Emisję się robi zawsze gdy potrzebna jest gotówka. Jeśli dojdzie do skutku to można uznać, że Barlinek zrobił dobry ruch. Będzie miał gotówkę i nie musi iść po kredyt.
Z pkt widzenia starych akcjonariuszy był to ruch neutralny, ich udział w kapitale akcyjnym teoretycznie nie ulega zmianie.
Wycena rynkowa Barlinka po emisji będzie dawać ok. 250-300 mln.
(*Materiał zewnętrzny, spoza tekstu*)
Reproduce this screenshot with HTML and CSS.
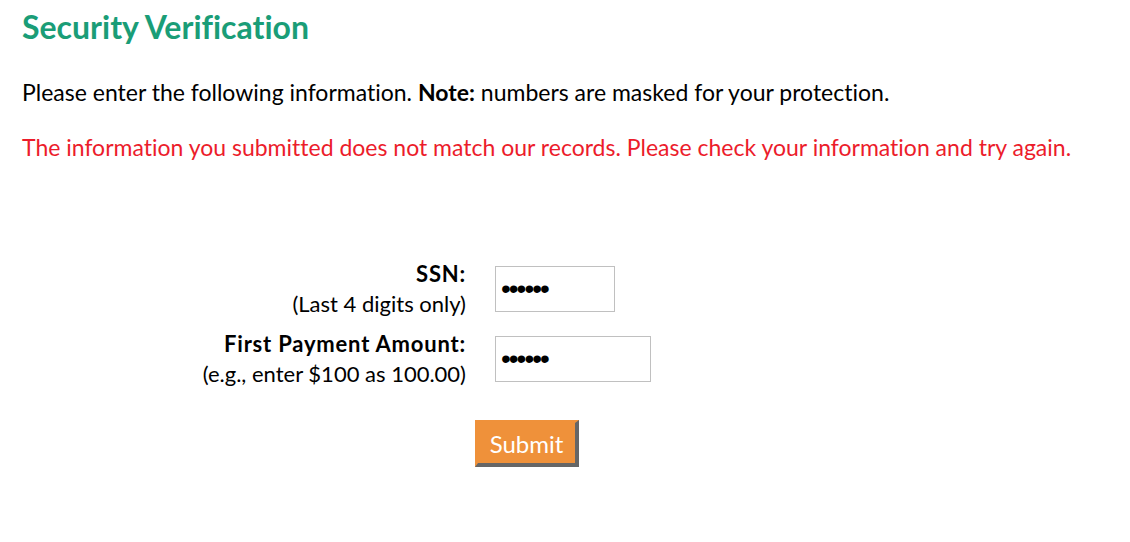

To jest adekwatna wartość na dziś tj. w sytuacji gdy wynik netto będzie na poziomie 50m.
Gdyby nie było emisji oczywiście cena akcji teraz byłaby pewnie trochę wyższa, choć potrzeby gotówkowe pewnie dałyby o sobie znać w przeciągu kwartału-dwóch, co również przełożyłoby się na jej obniżenie.
Najwięcej zyskają Ci którzy weszli w PP. Będą mieli najtańsze akcje (w zakupie). Może to ich zachęcać do szybkiej sprzedaży, to fakt. Jednakże sądzę, że większość PP kupiły mimo wszystko fundusze, które nie mają celu natychmiastowego oddawania PDA.
Tak więc ściganie się na prognozy, generowane na podstawie kursu obserwowanego z dnia na dzień chyba nie ma sensu. Liczy się perspektywa i "pęd owczy" na giełdzie.